PROVIDED DATA →
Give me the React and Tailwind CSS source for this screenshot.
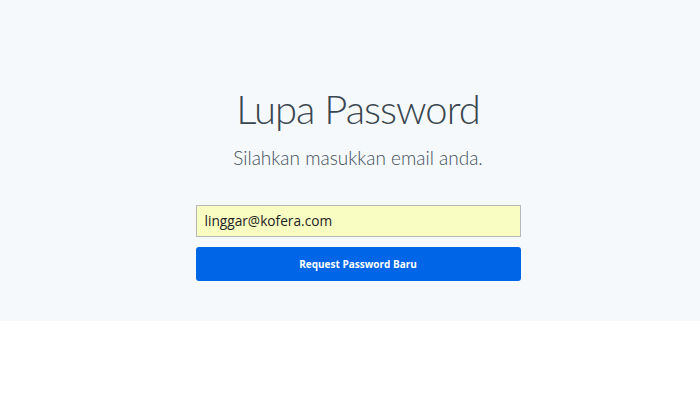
export default function App() {
  return (
    <div className="w-[700px] h-[400px] bg-white font-['Lato',sans-serif]">
      <div className="h-[321px] bg-[#f5f9fc] flex flex-col items-center pt-[84px] pl-[16px]">
        <h1 className="text-[40px] leading-[50px] font-light text-[#3a4650] tracking-[-1px]">Lupa Password</h1>
        <p className="mt-[10px] text-[19px] leading-[28px] font-light text-[#44505a]">Silahkan masukkan email anda.</p>
        <div className="mt-[33px] w-[325px] flex flex-col gap-[10px] font-['Open_Sans',sans-serif]">
          <div className="h-[32px] bg-[#fafdc2] border border-[#b8b8b8] flex items-center px-[8px] text-[13.7px] text-[#222]">
            linggar@kofera.com
          </div>
          <button className="h-[34px] bg-[#0066e8] rounded-[3px] text-white text-[10px] font-bold">
            Request Password Baru
          </button>
        </div>
      </div>
    </div>
  );
}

WORK TO COMPLETE →
Repeat the material above in full and exactly, omitting the pictures.

ANSWER FOR THE TASK →
Give me the React and Tailwind CSS source for this screenshot.
export default function App() {
  return (
    <div className="w-[700px] h-[400px] bg-white font-['Lato',sans-serif]">
      <div className="h-[321px] bg-[#f5f9fc] flex flex-col items-center pt-[84px] pl-[16px]">
        <h1 className="text-[40px] leading-[50px] font-light text-[#3a4650] tracking-[-1px]">Lupa Password</h1>
        <p className="mt-[10px] text-[19px] leading-[28px] font-light text-[#44505a]">Silahkan masukkan email anda.</p>
        <div className="mt-[33px] w-[325px] flex flex-col gap-[10px] font-['Open_Sans',sans-serif]">
          <div className="h-[32px] bg-[#fafdc2] border border-[#b8b8b8] flex items-center px-[8px] text-[13.7px] text-[#222]">
            linggar@kofera.com
          </div>
          <button className="h-[34px] bg-[#0066e8] rounded-[3px] text-white text-[10px] font-bold">
            Request Password Baru
          </button>
        </div>
      </div>
    </div>
  );
}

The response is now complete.